Helleborus x ericsmithii ‘Winter’s Song’

It has the nice attribute of looking sideways and upward as opposed to the hanging bells of many hellebores.

Also in the backyard are quite a number of these dwarf Iris.

Iris histroides ‘Major’

Over in the Alpine bed the Draba hispanica that is comfortably nested in tufa is making steady progress to opening its flowers.

Draba hispanica in tufa

This came from the North American Rock Garden Society Seed Exchange Program in 2016.

And nearby to it is a rather special fritillaria coming into bloom

Fritillaria stenathera ‘Cambridge’

And as my grandson would say ‘Very special’, just because you have read to the end of this posting, here is a lovely Hepatica, well ahead of it’s relatives.

Hepatica japonica pink

It’s Adonis Springtime

Adonis ‘Chichibu Beni’

All it took was a lovely 50 degree day to bring lots of flowers into bloom.  Especially lovely is this spectacular Adonis from the Chichibu mountain region of Japan.  The entire six year-old plant keeps slowly expanding and it is worth the wait.

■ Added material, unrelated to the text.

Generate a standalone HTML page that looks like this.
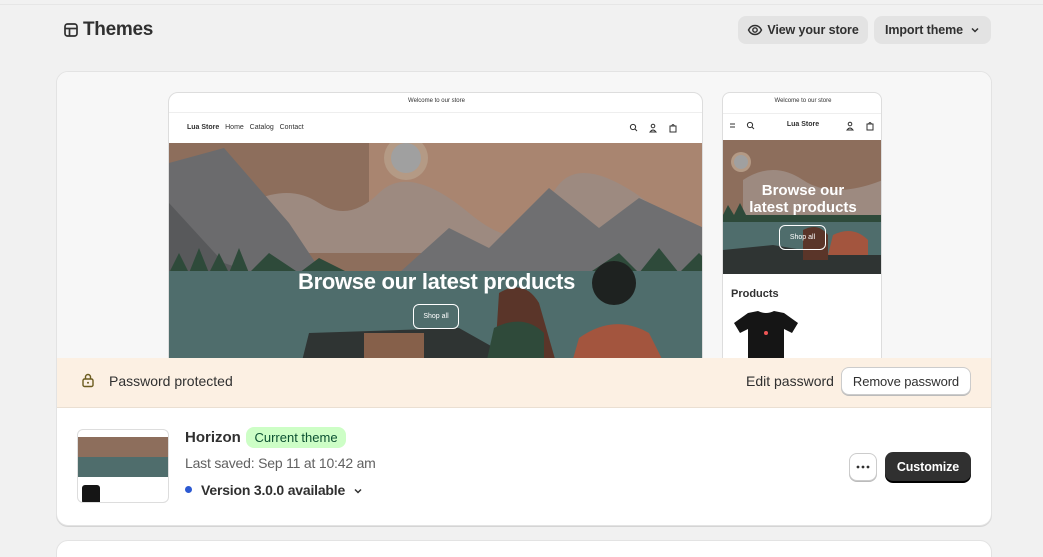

Adonis ‘Chichibu Beni’ in the late afternoon light

And I discovered this year that the seed that I planted from this flower in 2013 has finally yielded a flower as well.

Adonis ‘Chichibu Beni’ Seedling

Of course the yellow flowered Adonis cannot be ignored on a sunny day either

Adonis ‘fukujukai’

These intrepid early flowers had company today.  Even the Jeffersonia, which is way out of correct timing, has flowers appearing.

Jeffersonia dubia

And I discovered as I scraped leaves away that the Helleborus thibetanus was also in flower under the leaves.

Helleborus thibetanus

It was not surprising to see that more of the Eranthis are also in bloom.

Eranthis hyemalis ‘Schwelglanz’

And the alpine bed had the first flowers on the very nice Draba hispanica.

Draba hispanica

Of course, I shouldn’t ignore two little Moraeas that are blooming in the greenhouse.

Moraea macronyx

Moraea ciliata

Altogether it was really nice to follow up the snowfall of yesterday with work in the yard pulling off the leaves and revealing treasures.